What you have to do:
Gather the lines from the material that contain "Output".

Provided records:
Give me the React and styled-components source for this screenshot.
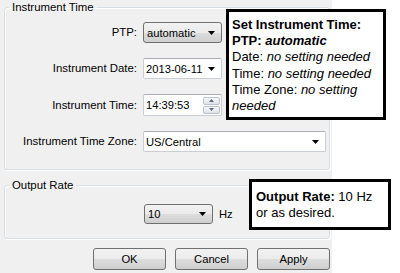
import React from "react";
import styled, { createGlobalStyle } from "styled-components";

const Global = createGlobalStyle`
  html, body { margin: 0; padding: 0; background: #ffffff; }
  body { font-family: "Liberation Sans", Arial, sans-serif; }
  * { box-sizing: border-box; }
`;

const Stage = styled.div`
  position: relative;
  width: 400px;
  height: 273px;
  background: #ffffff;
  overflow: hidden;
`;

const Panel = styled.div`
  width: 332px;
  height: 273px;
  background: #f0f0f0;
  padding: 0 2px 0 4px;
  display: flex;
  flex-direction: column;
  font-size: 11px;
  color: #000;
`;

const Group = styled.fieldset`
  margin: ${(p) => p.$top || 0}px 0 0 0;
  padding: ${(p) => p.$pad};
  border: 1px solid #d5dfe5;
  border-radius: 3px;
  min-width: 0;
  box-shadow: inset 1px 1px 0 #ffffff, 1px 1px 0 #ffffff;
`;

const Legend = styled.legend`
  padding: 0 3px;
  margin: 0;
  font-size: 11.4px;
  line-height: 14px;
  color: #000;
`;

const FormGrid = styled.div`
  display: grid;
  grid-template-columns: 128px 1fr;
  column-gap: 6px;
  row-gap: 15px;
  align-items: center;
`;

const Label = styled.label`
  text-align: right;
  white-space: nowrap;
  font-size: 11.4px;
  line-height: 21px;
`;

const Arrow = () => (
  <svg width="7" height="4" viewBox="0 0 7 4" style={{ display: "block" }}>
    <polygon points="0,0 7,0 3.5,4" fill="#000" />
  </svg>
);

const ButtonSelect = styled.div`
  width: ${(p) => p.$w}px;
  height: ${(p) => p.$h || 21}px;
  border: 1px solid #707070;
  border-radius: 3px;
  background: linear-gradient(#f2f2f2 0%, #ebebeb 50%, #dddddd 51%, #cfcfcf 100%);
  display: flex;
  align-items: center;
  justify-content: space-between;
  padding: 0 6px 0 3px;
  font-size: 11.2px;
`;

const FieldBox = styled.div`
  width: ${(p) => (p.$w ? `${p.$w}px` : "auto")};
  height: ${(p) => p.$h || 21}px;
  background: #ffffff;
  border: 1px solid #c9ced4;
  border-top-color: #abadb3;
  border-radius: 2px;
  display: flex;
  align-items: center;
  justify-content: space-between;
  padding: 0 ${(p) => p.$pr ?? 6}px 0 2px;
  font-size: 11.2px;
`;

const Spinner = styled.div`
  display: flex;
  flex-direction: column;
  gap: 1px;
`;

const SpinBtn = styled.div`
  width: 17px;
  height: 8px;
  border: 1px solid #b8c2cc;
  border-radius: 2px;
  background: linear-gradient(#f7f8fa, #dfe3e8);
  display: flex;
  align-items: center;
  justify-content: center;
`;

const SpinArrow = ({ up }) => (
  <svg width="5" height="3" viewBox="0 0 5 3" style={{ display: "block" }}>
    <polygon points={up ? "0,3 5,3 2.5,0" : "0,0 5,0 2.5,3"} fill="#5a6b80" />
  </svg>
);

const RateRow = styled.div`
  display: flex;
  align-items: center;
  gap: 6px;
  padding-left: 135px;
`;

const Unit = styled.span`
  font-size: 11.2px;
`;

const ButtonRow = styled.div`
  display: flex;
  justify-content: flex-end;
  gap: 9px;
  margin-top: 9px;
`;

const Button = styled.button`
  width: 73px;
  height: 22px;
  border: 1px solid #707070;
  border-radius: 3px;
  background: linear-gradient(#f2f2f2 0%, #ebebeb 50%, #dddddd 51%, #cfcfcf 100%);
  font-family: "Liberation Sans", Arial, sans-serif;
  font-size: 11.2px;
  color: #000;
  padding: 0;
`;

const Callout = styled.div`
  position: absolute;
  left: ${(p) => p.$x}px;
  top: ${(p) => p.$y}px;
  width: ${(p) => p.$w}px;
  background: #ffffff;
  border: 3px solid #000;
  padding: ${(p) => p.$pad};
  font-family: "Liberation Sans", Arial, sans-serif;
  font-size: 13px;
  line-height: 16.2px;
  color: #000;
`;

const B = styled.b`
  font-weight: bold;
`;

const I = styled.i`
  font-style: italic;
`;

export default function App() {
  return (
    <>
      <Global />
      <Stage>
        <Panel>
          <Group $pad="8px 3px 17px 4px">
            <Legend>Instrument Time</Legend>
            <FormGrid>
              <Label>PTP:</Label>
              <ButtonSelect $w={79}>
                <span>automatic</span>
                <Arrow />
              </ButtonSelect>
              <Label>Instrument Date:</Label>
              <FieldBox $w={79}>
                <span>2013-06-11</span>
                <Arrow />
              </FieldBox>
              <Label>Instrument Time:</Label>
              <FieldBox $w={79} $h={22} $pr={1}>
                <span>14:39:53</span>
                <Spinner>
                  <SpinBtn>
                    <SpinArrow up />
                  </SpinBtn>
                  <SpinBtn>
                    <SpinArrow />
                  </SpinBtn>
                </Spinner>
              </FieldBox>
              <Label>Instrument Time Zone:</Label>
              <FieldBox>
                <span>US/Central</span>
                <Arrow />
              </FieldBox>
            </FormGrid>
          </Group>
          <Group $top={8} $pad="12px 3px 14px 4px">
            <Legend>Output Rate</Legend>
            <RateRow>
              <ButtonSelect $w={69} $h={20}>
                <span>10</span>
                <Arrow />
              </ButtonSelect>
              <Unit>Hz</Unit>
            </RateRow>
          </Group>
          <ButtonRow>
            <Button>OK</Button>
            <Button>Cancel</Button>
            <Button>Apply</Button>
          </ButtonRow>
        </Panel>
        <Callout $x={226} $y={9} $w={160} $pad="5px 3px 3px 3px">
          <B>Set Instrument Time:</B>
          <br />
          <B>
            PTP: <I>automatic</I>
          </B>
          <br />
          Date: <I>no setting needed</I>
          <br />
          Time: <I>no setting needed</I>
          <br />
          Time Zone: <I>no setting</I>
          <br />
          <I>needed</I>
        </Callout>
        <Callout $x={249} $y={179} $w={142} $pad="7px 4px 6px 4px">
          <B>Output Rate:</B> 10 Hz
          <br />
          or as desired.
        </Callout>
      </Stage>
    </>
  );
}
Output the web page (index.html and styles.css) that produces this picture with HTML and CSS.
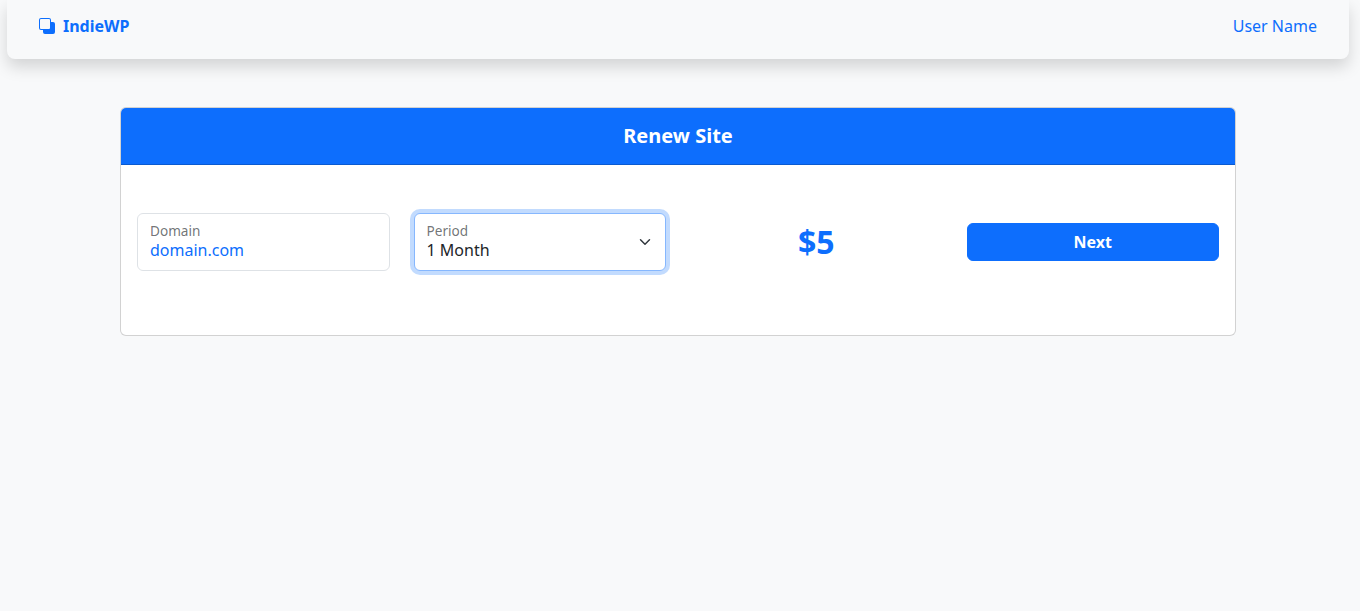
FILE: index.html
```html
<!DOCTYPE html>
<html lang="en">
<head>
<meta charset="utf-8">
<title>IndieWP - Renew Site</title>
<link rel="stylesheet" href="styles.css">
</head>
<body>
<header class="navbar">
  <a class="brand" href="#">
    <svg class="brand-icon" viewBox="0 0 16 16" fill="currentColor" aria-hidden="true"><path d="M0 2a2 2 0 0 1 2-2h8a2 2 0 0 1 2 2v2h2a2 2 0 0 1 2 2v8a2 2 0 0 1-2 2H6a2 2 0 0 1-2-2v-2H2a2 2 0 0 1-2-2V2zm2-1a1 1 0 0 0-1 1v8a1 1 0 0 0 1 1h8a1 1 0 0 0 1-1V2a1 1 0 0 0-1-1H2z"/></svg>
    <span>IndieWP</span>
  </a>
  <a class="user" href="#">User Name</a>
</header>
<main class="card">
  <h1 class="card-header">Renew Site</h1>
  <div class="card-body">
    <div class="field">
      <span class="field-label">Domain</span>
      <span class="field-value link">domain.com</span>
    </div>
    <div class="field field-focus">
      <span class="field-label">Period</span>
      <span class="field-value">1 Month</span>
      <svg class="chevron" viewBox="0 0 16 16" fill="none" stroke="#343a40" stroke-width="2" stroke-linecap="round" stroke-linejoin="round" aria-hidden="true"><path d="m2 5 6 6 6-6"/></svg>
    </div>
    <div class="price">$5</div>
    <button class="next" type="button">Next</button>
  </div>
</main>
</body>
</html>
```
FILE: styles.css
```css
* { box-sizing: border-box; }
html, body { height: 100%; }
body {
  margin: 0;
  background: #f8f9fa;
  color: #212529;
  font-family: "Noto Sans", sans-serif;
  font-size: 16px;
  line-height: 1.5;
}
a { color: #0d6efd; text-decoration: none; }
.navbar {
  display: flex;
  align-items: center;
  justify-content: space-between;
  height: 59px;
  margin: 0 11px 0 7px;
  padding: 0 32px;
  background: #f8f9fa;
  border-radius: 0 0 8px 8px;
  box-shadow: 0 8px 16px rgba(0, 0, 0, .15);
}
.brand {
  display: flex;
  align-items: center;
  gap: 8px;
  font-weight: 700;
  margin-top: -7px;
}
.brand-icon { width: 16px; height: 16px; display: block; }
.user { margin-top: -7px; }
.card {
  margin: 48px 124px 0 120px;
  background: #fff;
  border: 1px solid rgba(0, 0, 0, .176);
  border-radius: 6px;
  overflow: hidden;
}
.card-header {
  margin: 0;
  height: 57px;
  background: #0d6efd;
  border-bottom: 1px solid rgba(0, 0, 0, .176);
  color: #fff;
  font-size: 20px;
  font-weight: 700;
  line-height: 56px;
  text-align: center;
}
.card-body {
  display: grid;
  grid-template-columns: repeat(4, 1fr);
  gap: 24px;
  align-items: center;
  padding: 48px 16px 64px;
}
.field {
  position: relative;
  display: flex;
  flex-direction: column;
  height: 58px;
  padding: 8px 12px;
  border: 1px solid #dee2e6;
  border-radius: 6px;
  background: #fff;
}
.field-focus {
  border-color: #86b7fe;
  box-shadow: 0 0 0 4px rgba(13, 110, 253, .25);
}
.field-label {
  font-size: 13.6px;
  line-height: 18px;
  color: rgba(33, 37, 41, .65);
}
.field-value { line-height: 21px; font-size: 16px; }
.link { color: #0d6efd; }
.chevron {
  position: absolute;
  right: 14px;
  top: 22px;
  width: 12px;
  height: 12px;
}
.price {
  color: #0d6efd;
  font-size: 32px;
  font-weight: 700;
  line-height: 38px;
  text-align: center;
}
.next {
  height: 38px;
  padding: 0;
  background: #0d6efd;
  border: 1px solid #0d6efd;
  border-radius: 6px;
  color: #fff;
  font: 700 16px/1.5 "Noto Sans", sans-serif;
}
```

Expected answer:
            <Legend>Output Rate</Legend>
          <B>Output Rate:</B> 10 Hz
Output the web page (index.html and styles.css) that produces this picture with HTML and CSS.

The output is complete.